We will never feel truly complete as long as there are “missing pieces” in our character and identity, and we will never be able to reach our full potential and play the part we were born to play in life if we don’t have access to all of our self. If we are to heal ourselves , however, we need to be painfully honest with ourselves, and courageous enough to face the fact that we are wounded, incomplete individuals. Only by facing the truth about ourselves, by seeing where we are incomplete, where we are lacking and wounded, can we begin the process of restoration.
The quest for our soul requires us to journey inwards. To go within, to check our feelings and thoughts. To acknowledge where and when we feel ashamed and embarrassed, when and where we seek to avoid, evade, cover up, hide, conceal and resist.
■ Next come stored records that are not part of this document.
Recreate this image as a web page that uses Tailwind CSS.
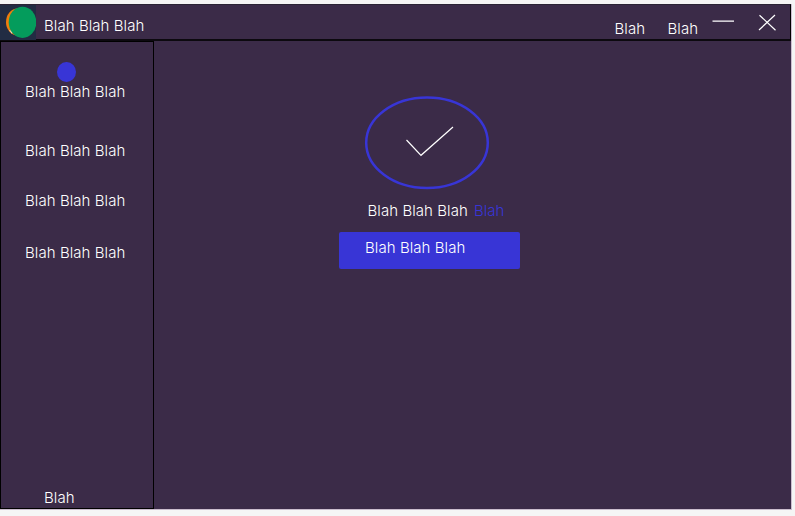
<!DOCTYPE html>
<html lang="en">
<head>
<meta charset="utf-8">
<title>Blah Blah Blah</title>
<script src="https://cdn.jsdelivr.net/npm/@tailwindcss/browser@4"></script>
</head>
<body class="h-[516px] w-[795px] overflow-hidden bg-[#f5f5f5] pt-1 font-['Inter',sans-serif] text-[15px] leading-5 font-light tracking-[0.07px] text-white">
<div class="flex h-[506px] w-[792px] flex-col border-r border-b border-[#cbbdce] bg-[#3b2b48]">
  <header class="flex h-[37px] w-[791px] shrink-0 border-t border-r border-b-2 border-t-[#2b2335] border-r-black border-b-[#0c090f]">
    <div class="h-[35px] w-9 shrink-0 bg-[#222c43]">
      <svg class="block" width="36" height="35" viewBox="0 0 36 35">
        <ellipse cx="17.5" cy="17" rx="11.5" ry="13.5" fill="#f07d0c"/>
        <path d="M9 25l3 4 1-3z" fill="#f3d9c0"/>
        <ellipse cx="22.5" cy="17.3" rx="13.8" ry="15.6" fill="#049c5c"/>
      </svg>
    </div>
    <h1 class="ml-2 pt-[11px]">Blah Blah Blah</h1>
    <nav class="ml-auto flex pt-[14px]">
      <span class="-ml-px w-[53px]">Blah</span>
      <span class="w-[44.5px]">Blah</span>
    </nav>
    <svg class="block shrink-0" width="78" height="34" viewBox="0 0 78 34" fill="none" stroke="#fff" stroke-width="1.2">
      <path d="M0.5 16.2H22M47.5 10.2L63.5 25.2M63 10L47 25"/>
    </svg>
  </header>
  <div class="flex min-h-0 flex-1">
    <aside class="flex w-[154px] shrink-0 flex-col border border-black pl-6">
      <div class="mt-[19.5px] ml-8 h-[20.5px] w-[19px] rounded-[50%] bg-[#3835d6]"></div>
      <div>Blah Blah Blah</div>
      <div class="mt-[39px]">Blah Blah Blah</div>
      <div class="mt-[30px]">Blah Blah Blah</div>
      <div class="mt-[32px]">Blah Blah Blah</div>
      <div class="mt-auto ml-[19px]">Blah</div>
    </aside>
    <main class="flex flex-1 flex-col pt-[55px]">
      <svg class="ml-[210px] block shrink-0" width="126" height="94" viewBox="0 0 126 94" fill="none">
        <ellipse cx="63" cy="46.8" rx="60.8" ry="45.2" stroke="#3835d6" stroke-width="2.5"/>
        <path d="M42.5 44L57 59.3L89 31" stroke="#fff" stroke-width="1.2"/>
      </svg>
      <p class="mt-[11px] ml-[213.5px] flex gap-[6px]"><span>Blah Blah Blah</span><a class="text-[#3835d6]">Blah</a></p>
      <button class="mt-[11px] ml-[185px] flex h-[37px] w-[181px] rounded-[2px] bg-[#3835d6] pt-[5.5px] pl-[26px] font-light tracking-[0.07px]">Blah Blah Blah</button>
    </main>
  </div>
</div>
</body>
</html>
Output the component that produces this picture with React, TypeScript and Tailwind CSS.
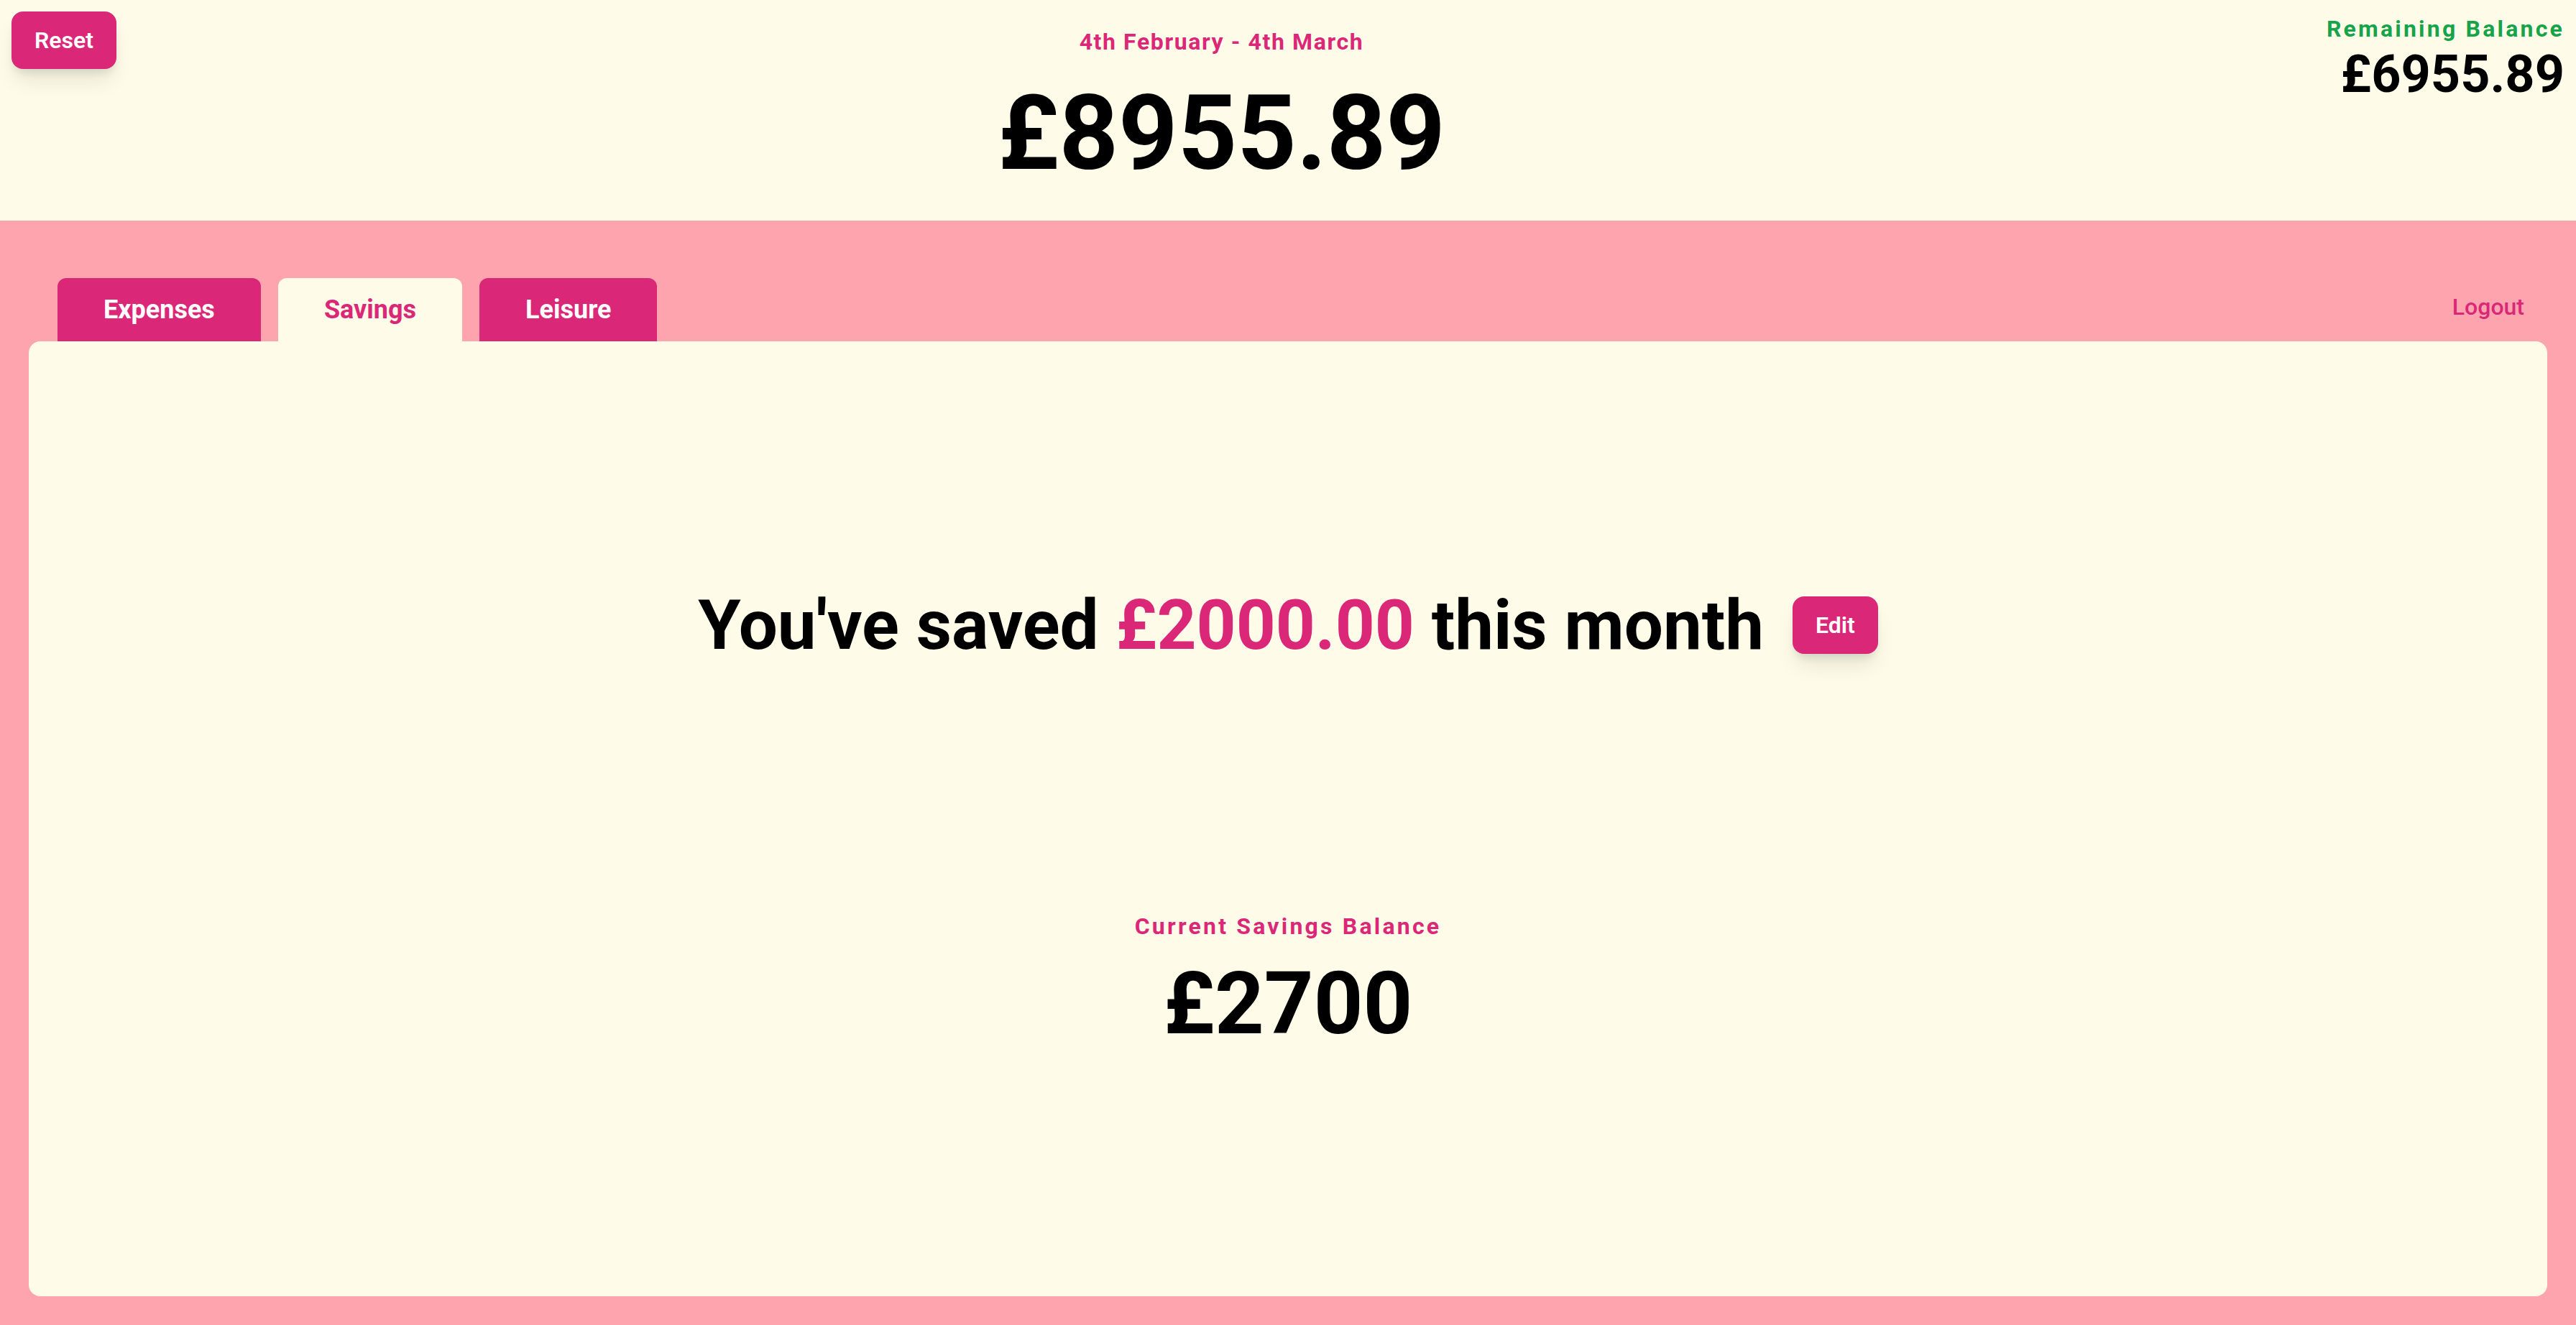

There, in these dark places, are our wounds and our missing pieces to be found: in our pain and our discomfort; but when we identify them we can then reclaim them.
Next time, in The Quest for the Soul, I’ll be talking about how only by acknowledging our wounds and our imperfections will we be able to heal ourselves - and reach enlightenment, if that is your goal.
I appreciate your thoughts as I was doing some research on the “false self”. This may be of interest to you but at our men’s breakfast a couple of months ago, we started a series about the “false self”.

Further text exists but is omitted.